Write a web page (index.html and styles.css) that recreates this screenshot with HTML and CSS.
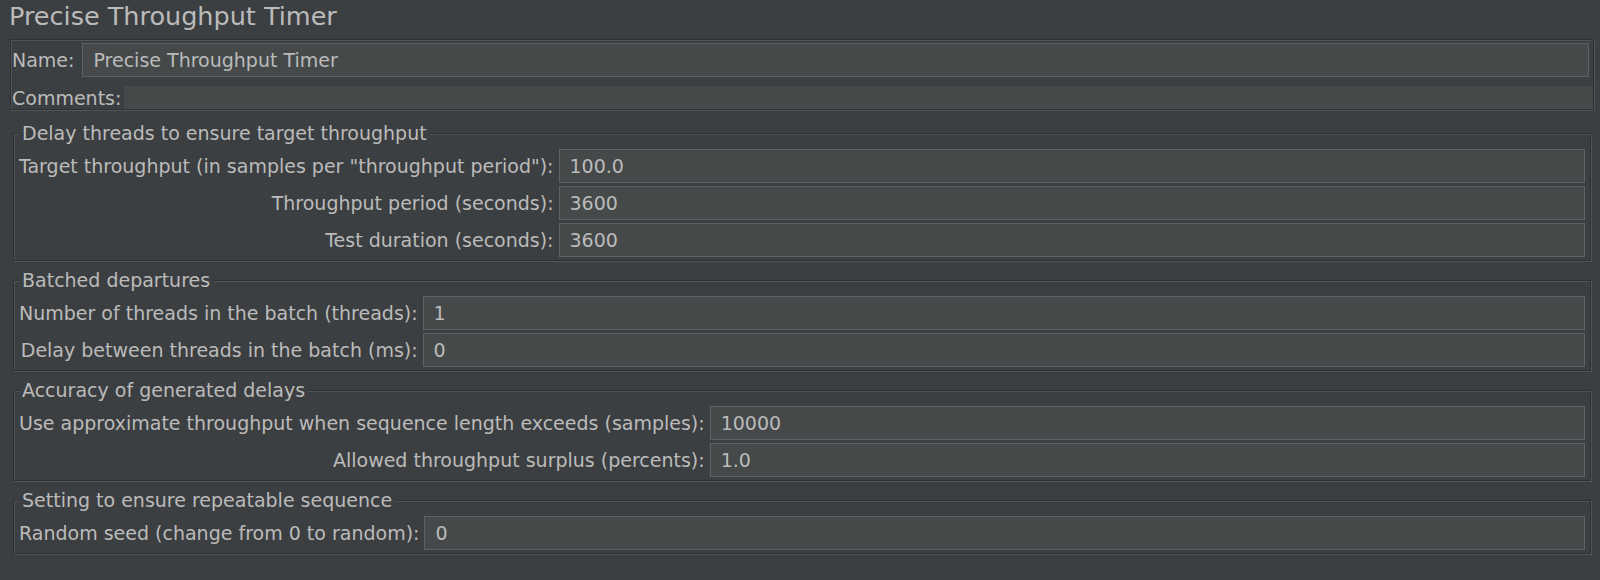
FILE: index.html
```html
<!DOCTYPE html>
<html>
<head>
<meta charset="utf-8">
<link rel="stylesheet" href="styles.css">
</head>
<body>
<div class="title">Precise Throughput Timer</div>
<div class="namepanel">
  <div class="namerow"><span class="lbl">Name:</span><div class="field">Precise Throughput Timer</div></div>
  <div class="commentrow"><span class="lbl">Comments:</span><div class="comments"></div></div>
</div>
<fieldset class="group">
  <legend>Delay threads to ensure target throughput</legend>
  <div class="grid">
    <span class="lbl">Target throughput (in samples per "throughput period"):</span><div class="field">100.0</div>
    <span class="lbl">Throughput period (seconds):</span><div class="field">3600</div>
    <span class="lbl">Test duration (seconds):</span><div class="field">3600</div>
  </div>
</fieldset>
<fieldset class="group">
  <legend>Batched departures</legend>
  <div class="grid">
    <span class="lbl">Number of threads in the batch (threads):</span><div class="field">1</div>
    <span class="lbl">Delay between threads in the batch (ms):</span><div class="field">0</div>
  </div>
</fieldset>
<fieldset class="group">
  <legend>Accuracy of generated delays</legend>
  <div class="grid">
    <span class="lbl">Use approximate throughput when sequence length exceeds (samples):</span><div class="field">10000</div>
    <span class="lbl">Allowed throughput surplus (percents):</span><div class="field">1.0</div>
  </div>
</fieldset>
<fieldset class="group">
  <legend>Setting to ensure repeatable sequence</legend>
  <div class="grid">
    <span class="lbl">Random seed (change from 0 to random):</span><div class="field">0</div>
  </div>
</fieldset>
</body>
</html>
```

FILE: styles.css
```css
html, body {
  margin: 0;
  padding: 0;
  background: #3c3f41;
  color: #bbbbbb;
  font-family: "DejaVu Sans", "Noto Sans", sans-serif;
  font-size: 19px;
  width: 1600px;
  height: 580px;
  overflow: hidden;
}
.title {
  height: 34px;
  line-height: 32px;
  font-size: 25.5px;
  padding-left: 9px;
  box-sizing: border-box;
}
.namepanel {
  margin: 5px 6px 0 10px;
  border: 1px solid #2f3133;
  box-shadow: inset 1px 1px 0 #515456, 1px 1px 0 #515456;
  padding: 3px 0 0 1px;
}
.namerow {
  display: flex;
  align-items: center;
  gap: 8px;
  margin-right: 4px;
}
.commentrow {
  display: flex;
  align-items: center;
  margin-top: 9px;
  height: 23px;
  gap: 3px;
}
.comments {
  flex: 1;
  align-self: stretch;
  background: #45494a;
}
.field {
  flex: 1;
  height: 34px;
  line-height: 32px;
  box-sizing: border-box;
  background: #45494a;
  border: 1px solid #5f6264;
  padding-left: 10px;
  white-space: nowrap;
}
.lbl {
  white-space: nowrap;
}
.group {
  margin: 8px 9px 0 13px;
  padding: 0 5px 3px 5px;
  border: 1px solid #2f3133;
  box-shadow: inset 1px 1px 0 #515456, 1px 1px 0 #515456;
  min-width: 0;
}
.namepanel + .group {
  margin-top: 12px;
}
.group legend {
  padding: 0 3px;
  margin-left: 0;
  line-height: 22px;
  background: #3c3f41;
}
.grid {
  display: grid;
  grid-template-columns: auto 1fr;
  column-gap: 5px;
  row-gap: 3px;
  align-items: center;
  margin-top: 5px;
}
.grid .lbl {
  text-align: right;
}
```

........

— GIVEN TASK —
Repeat the data exactly in full, omitting its pictures.

— THE ANSWER —
Write a web page (index.html and styles.css) that recreates this screenshot with HTML and CSS.
FILE: index.html
```html
<!DOCTYPE html>
<html>
<head>
<meta charset="utf-8">
<link rel="stylesheet" href="styles.css">
</head>
<body>
<div class="title">Precise Throughput Timer</div>
<div class="namepanel">
  <div class="namerow"><span class="lbl">Name:</span><div class="field">Precise Throughput Timer</div></div>
  <div class="commentrow"><span class="lbl">Comments:</span><div class="comments"></div></div>
</div>
<fieldset class="group">
  <legend>Delay threads to ensure target throughput</legend>
  <div class="grid">
    <span class="lbl">Target throughput (in samples per "throughput period"):</span><div class="field">100.0</div>
    <span class="lbl">Throughput period (seconds):</span><div class="field">3600</div>
    <span class="lbl">Test duration (seconds):</span><div class="field">3600</div>
  </div>
</fieldset>
<fieldset class="group">
  <legend>Batched departures</legend>
  <div class="grid">
    <span class="lbl">Number of threads in the batch (threads):</span><div class="field">1</div>
    <span class="lbl">Delay between threads in the batch (ms):</span><div class="field">0</div>
  </div>
</fieldset>
<fieldset class="group">
  <legend>Accuracy of generated delays</legend>
  <div class="grid">
    <span class="lbl">Use approximate throughput when sequence length exceeds (samples):</span><div class="field">10000</div>
    <span class="lbl">Allowed throughput surplus (percents):</span><div class="field">1.0</div>
  </div>
</fieldset>
<fieldset class="group">
  <legend>Setting to ensure repeatable sequence</legend>
  <div class="grid">
    <span class="lbl">Random seed (change from 0 to random):</span><div class="field">0</div>
  </div>
</fieldset>
</body>
</html>
```

FILE: styles.css
```css
html, body {
  margin: 0;
  padding: 0;
  background: #3c3f41;
  color: #bbbbbb;
  font-family: "DejaVu Sans", "Noto Sans", sans-serif;
  font-size: 19px;
  width: 1600px;
  height: 580px;
  overflow: hidden;
}
.title {
  height: 34px;
  line-height: 32px;
  font-size: 25.5px;
  padding-left: 9px;
  box-sizing: border-box;
}
.namepanel {
  margin: 5px 6px 0 10px;
  border: 1px solid #2f3133;
  box-shadow: inset 1px 1px 0 #515456, 1px 1px 0 #515456;
  padding: 3px 0 0 1px;
}
.namerow {
  display: flex;
  align-items: center;
  gap: 8px;
  margin-right: 4px;
}
.commentrow {
  display: flex;
  align-items: center;
  margin-top: 9px;
  height: 23px;
  gap: 3px;
}
.comments {
  flex: 1;
  align-self: stretch;
  background: #45494a;
}
.field {
  flex: 1;
  height: 34px;
  line-height: 32px;
  box-sizing: border-box;
  background: #45494a;
  border: 1px solid #5f6264;
  padding-left: 10px;
  white-space: nowrap;
}
.lbl {
  white-space: nowrap;
}
.group {
  margin: 8px 9px 0 13px;
  padding: 0 5px 3px 5px;
  border: 1px solid #2f3133;
  box-shadow: inset 1px 1px 0 #515456, 1px 1px 0 #515456;
  min-width: 0;
}
.namepanel + .group {
  margin-top: 12px;
}
.group legend {
  padding: 0 3px;
  margin-left: 0;
  line-height: 22px;
  background: #3c3f41;
}
.grid {
  display: grid;
  grid-template-columns: auto 1fr;
  column-gap: 5px;
  row-gap: 3px;
  align-items: center;
  margin-top: 5px;
}
.grid .lbl {
  text-align: right;
}
```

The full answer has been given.